As noted in the order, Public Service Company of New Hampshire d/b/a Eversource in late May filed proposed new tariff pages seeking a $69.9m increase in its revenue requirement. The commission said that Eversource on April 26 had requested authority to recover about $33m of that amount through temporary rates effective July 1. If the permanent rate request is approved, that would represent a 20% increase in revenue from current distribution rates. Eversource requested temporary and permanent rates for effect on July 1, the commission added.
Under Eversource’s proposed permanent tariff, the percentage increase to customer bills would vary by rate class due to differences between and among rate class structures. The commission added that the percent increase would also vary within each class due to differing customer consumption characteristics. With the exception of outdoor lighting rates, which Eversource proposed to decrease, customers would experience total bill increases between 1.9% and 7.4%, the commission said.
Monthly bills for a residential customer taking energy service from Eversource using 600 kWh would increase by 7.4% on a total bill basis, the commission said, adding that the monthly customer service charge for residential customers would increase from the current charge of $12.69 to $13.89, and the distribution charge would increase from 4.14 cents per kWh, to 5.44 cents per kWh.
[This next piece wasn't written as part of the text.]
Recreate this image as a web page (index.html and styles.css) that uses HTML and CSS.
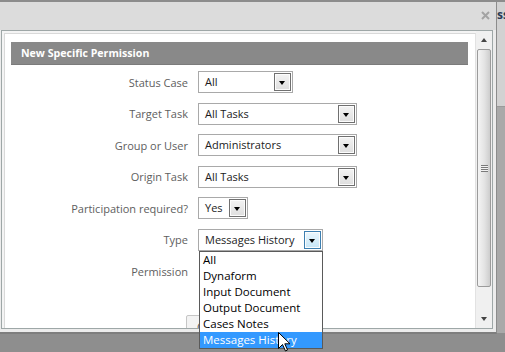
FILE: index.html
```html
<!DOCTYPE html>
<html lang="en">
<head>
  <meta charset="UTF-8" />
  <title>New Specific Permission</title>
  <link rel="stylesheet" href="styles.css">
</head>
<body>

  <div class="backdrop">
    <div class="backdrop-top"><span class="backdrop-text">ss</span></div>
  </div>

  <div class="dialog">
    <div class="dlg-head">
      <svg class="close" width="9" height="9" viewBox="0 0 9 9">
        <path d="M1 1 L8 8 M8 1 L1 8" stroke="#a3a3a3" stroke-width="2" />
      </svg>
    </div>
    <div class="dlg-body">
      <div class="frame">
        <div class="frame-main">
          <div class="inner-box">
            <div class="form-title">New Specific Permission</div>

            <div class="fields">
              <div class="row">
                <label>Status Case</label>
                <div class="select w-status">All<span class="arrow"></span></div>
              </div>
              <div class="row">
                <label>Target Task</label>
                <div class="select w-wide">All Tasks<span class="arrow"></span></div>
              </div>
              <div class="row">
                <label>Group or User</label>
                <div class="select w-wide">Administrators<span class="arrow"></span></div>
              </div>
              <div class="row">
                <label>Origin Task</label>
                <div class="select w-wide">All Tasks<span class="arrow"></span></div>
              </div>
              <div class="row">
                <label>Participation required?</label>
                <div class="select w-yes">Yes<span class="arrow"></span></div>
              </div>
              <div class="row">
                <label>Type</label>
                <div class="select w-type">Messages History<span class="arrow focus"></span></div>
              </div>
              <div class="row">
                <label>Permission</label>
              </div>
            </div>

            <div class="actions">
              <button class="btn">C</button>
            </div>
          </div>
        </div>
        <div class="scrollbar">
          <div class="sb-btn"><span class="tri-up"></span></div>
          <div class="sb-thumb"><span class="grip"></span></div>
          <div class="sb-track"></div>
          <div class="sb-btn"><span class="tri-down"></span></div>
        </div>
      </div>
    </div>
  </div>

  <ul class="dropdown">
    <li>All</li>
    <li>Dynaform</li>
    <li>Input Document</li>
    <li>Output Document</li>
    <li>Cases Notes</li>
    <li class="selected">Messages History</li>
  </ul>

  <svg class="cursor" width="13" height="20" viewBox="0 0 13 20">
    <path d="M0.5 0.5 L0.5 16.5 L4.5 12.5 L7.5 19 L9.5 18 L6.8 11.8 L12 11.8 Z" fill="#fff" stroke="#000" stroke-width="1" stroke-linejoin="round" />
  </svg>

</body>
</html>
```

FILE: styles.css
```css
* {
  box-sizing: border-box;
  margin: 0;
  padding: 0;
}

body {
  position: relative;
  width: 505px;
  height: 352px;
  overflow: hidden;
  background: #8e8e8e;
  font-family: 'Open Sans', 'Noto Sans', sans-serif;
  font-size: 11px;
}

/* page behind the modal */
.backdrop {
  height: 333px;
  background: #a9a9a9;
  border-top: 2px solid #8c8c8c;
}

.backdrop-top {
  height: 105px;
  background: #d2d2d2;
  border-bottom: 1px solid #9a9a9a;
  padding: 4px 0 0 497px;
}

.backdrop-text {
  color: #2b3a55;
  font-weight: 700;
  font-size: 12px;
}

/* dialog */
.dialog {
  position: absolute;
  left: -4px;
  top: 0;
  width: 501px;
  height: 334px;
  display: flex;
  flex-direction: column;
  background: #ececec;
  border-top: 2px solid #8c8c8c;
  border-bottom: 2px solid #7e7e7e;
  border-right: 1px solid #8c8c8c;
}

.dlg-head {
  flex-shrink: 0;
  height: 28px;
  background: #dcdcdc;
  display: flex;
  justify-content: flex-end;
  align-items: center;
  padding: 0 6px 2px 0;
}

.dlg-body {
  flex: 1;
  min-height: 0;
  display: flex;
  padding: 0 3px 3px 5px;
}

.frame {
  flex: 1;
  min-height: 0;
  display: flex;
  overflow: hidden;
  background: #f4f4f4;
  border: 1px solid #9ea7a7;
}

.frame-main {
  flex: 1;
  min-height: 0;
  display: flex;
  padding: 2px 0 0 2px;
}

.inner-box {
  flex: 1;
  overflow: hidden;
  background: #fff;
  border-top: 1px solid #d9d9d9;
  border-left: 1px solid #d9d9d9;
  border-right: 1px solid #e2e2e2;
  padding: 8px 7px 0 6px;
}

.form-title {
  height: 23px;
  line-height: 22px;
  padding-left: 10px;
  background: #898989;
  border-bottom: 1px solid #7b7b7b;
  color: #fff;
  font-weight: 700;
  font-size: 10.6px;
}

.fields {
  display: flex;
  flex-direction: column;
  gap: 9.6px;
  padding-top: 6px;
}

.row {
  display: flex;
  align-items: center;
  height: 22px;
}

.row label {
  width: 177px;
  margin-right: 10px;
  text-align: right;
  color: #5e5e5e;
}

.select {
  position: relative;
  height: 22px;
  line-height: 20px;
  padding-left: 6px;
  border: 1px solid #a9a9a9;
  background: #fff;
  color: #1c1c1c;
}

.w-status { width: 95px; }
.w-wide { width: 159px; }
.w-yes { width: 50px; }
.w-type { width: 125px; }

.arrow {
  position: absolute;
  right: 1px;
  top: 1px;
  width: 17px;
  height: 18px;
  border: 1px solid #707070;
  background: linear-gradient(#f3f3f3, #dedede);
  box-shadow: inset 0 0 0 1px #fcfcfc;
}

.arrow::after {
  content: "";
  position: absolute;
  left: 4px;
  top: 7px;
  border-left: 3.5px solid transparent;
  border-right: 3.5px solid transparent;
  border-top: 4px solid #000;
}

.arrow.focus {
  border-color: #3c7fb1;
  background: linear-gradient(#eaf6fd, #c6e6f7);
}

.actions {
  padding: 32px 0 0 175px;
}

.btn {
  height: 24px;
  width: 60px;
  padding-left: 10px;
  text-align: left;
  border: 1px solid #c6c6c6;
  border-radius: 2px;
  background: #f3f3f3;
  color: #555;
  font-family: inherit;
  font-size: 11px;
}

/* scrollbar */
.scrollbar {
  width: 16px;
  display: flex;
  flex-direction: column;
  background: #f0f0f0;
}

.sb-btn {
  flex-shrink: 0;
  height: 18px;
  display: flex;
  align-items: center;
  justify-content: center;
}

.tri-up {
  border-left: 3.5px solid transparent;
  border-right: 3.5px solid transparent;
  border-bottom: 4px solid #444;
}

.tri-down {
  border-left: 3.5px solid transparent;
  border-right: 3.5px solid transparent;
  border-top: 4px solid #444;
}

.sb-thumb {
  flex-shrink: 0;
  height: 238px;
  margin: 0 1px;
  display: flex;
  align-items: center;
  justify-content: center;
  border: 1px solid #9b9b9b;
  border-radius: 2px;
  background: linear-gradient(to right, #f4f4f4, #e3e3e3 55%, #cdcdcd);
}

.grip {
  width: 7px;
  height: 7px;
  background: repeating-linear-gradient(#7a7a7a 0 1px, #f2f2f2 1px 2px);
}

.sb-track {
  flex: 1;
}

/* open select list */
.dropdown {
  position: absolute;
  left: 199px;
  top: 251px;
  width: 124px;
  list-style: none;
  background: #fff;
  border: 1px solid #5a5a5a;
  color: #000;
  font-size: 11.5px;
}

.dropdown li {
  height: 16px;
  line-height: 16px;
  padding-left: 3px;
}

.dropdown li.selected {
  background: #3399ff;
  color: #fff;
}

.cursor {
  position: absolute;
  left: 278px;
  top: 332px;
}
```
The total monthly bill for General Delivery Service (Rate G) customers would increase on average by 4.3%, the commission said, noting that the Rate G monthly customer charge would increase from $14.89 to $18 for single-phase service, and from $29.76 to $36 for three-phase service. The commission said that the distribution charge for customer load in excess of 5 kW would increase from $8.72 to $10.50 per kW. Rate G distribution charges per kilowatt hour would increase from 6.99 cents to 7.65 cents per kWh for the first 500 kWh; from 1.47 cents to 1.89 cents per kWh for the next 500 kWh; and from 0.612 cents to 0.670 cents per kWh for additional usage.
According to Eversource, the company has made significant capital investments in the distribution system since the approval of the company’s last distribution rate adjustment in 2010, the commission said. The company has also experienced significant changes to distribution operating revenue requirements, the commission said, adding that using calendar year 2018 as a test year, the company made pro forma adjustments to demonstrate the increased costs in property taxes, employee-related costs, and other operations that are contributing to a revenue deficiency.
The company proposes several policy changes, including a proposal to recover the cost of a new, proposed “Fee Free” program through rate base, the commission said, adding that under that program, Eversource would contract with a vendor who offers bill payment by credit card with no additional fees. The cost of the Fee Free program would be included in the company’s revenue requirement, the commission said.
Among other things, the commission said that any party seeking to intervene in the proceeding is to submit to the commission a petition to intervene with copies sent to Eversource and the Office of the Consumer Advocate by June 18.